Protoliths and tectonic implications of the newly discovered Triassic Baqing eclogites, central Tibet: Evidence from geochemistry, Sr Nd isotopes and geochronology

Geochemical, Sr Nd isotopic and geochronological methods were used to reveal the protoliths and geodynamic implications of the newly discovered Triassic Baqing eclogites, eastern Qiangtang terrane, central Tibet. We assessed the mobility of trace elements, and it turned out that high field strength elements (HFSEs) and rare earth elements (REEs) were immobile in the high-pressure (HP) metamorphic process and reliably employed to discriminate the protoliths of the Baqing eclogites. Whole-rock geochemical data (especially immobile elements) suggested both arc-related (negative Nb Ta anomalies, high light (L) REEs/heavy (H) REEs ratios) and mid-oceanic ridge basalt (MORB)-related (without negative Nb Ta anomalies, relatively low REEs contents) characteristics, indicating the contribution of different proportions of subduction material with a backarc basin origin.
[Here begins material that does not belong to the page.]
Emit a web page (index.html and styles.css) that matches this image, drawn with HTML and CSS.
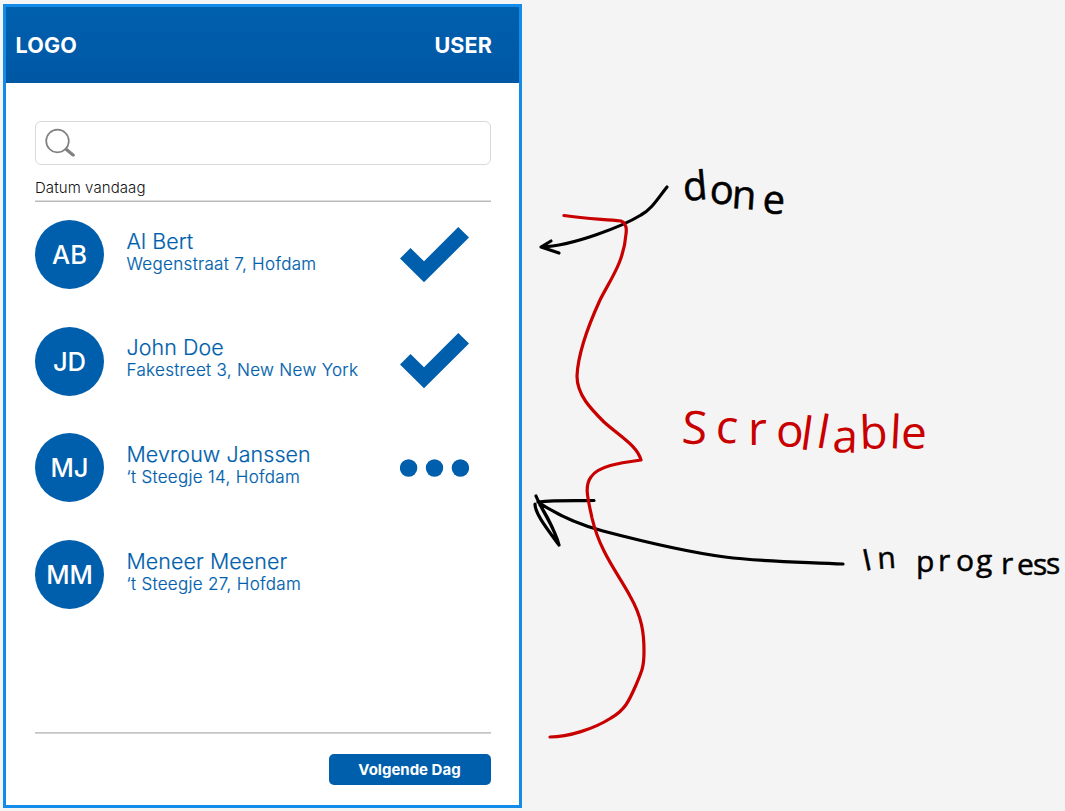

According to the Sr Nd isotopic ratios (initial 87Sr/86Sr ratios: 0.7078–0.7086; eNd(t) values: −0.58 to +1.96), the protoliths of the Baqing eclogites originated from mantle which experienced continental crustal contamination in the subduction zone. Compared with nearby subduction-related magmatic rocks from eastern Qiangtang terrane, backarc basin was the most likely tectonic environment for the Baqing eclogite protoliths. The Jinsha Paleo-Tethyan Ocean southward subduction underneath East Qiangtang block (EQB) and rollback led to the formation of this backarc basin between the Late Permian and Early Triassic, and subsequent northward subduction of the backarc basin formed the Baqing eclogites in early Late Triassic (227–221 Ma).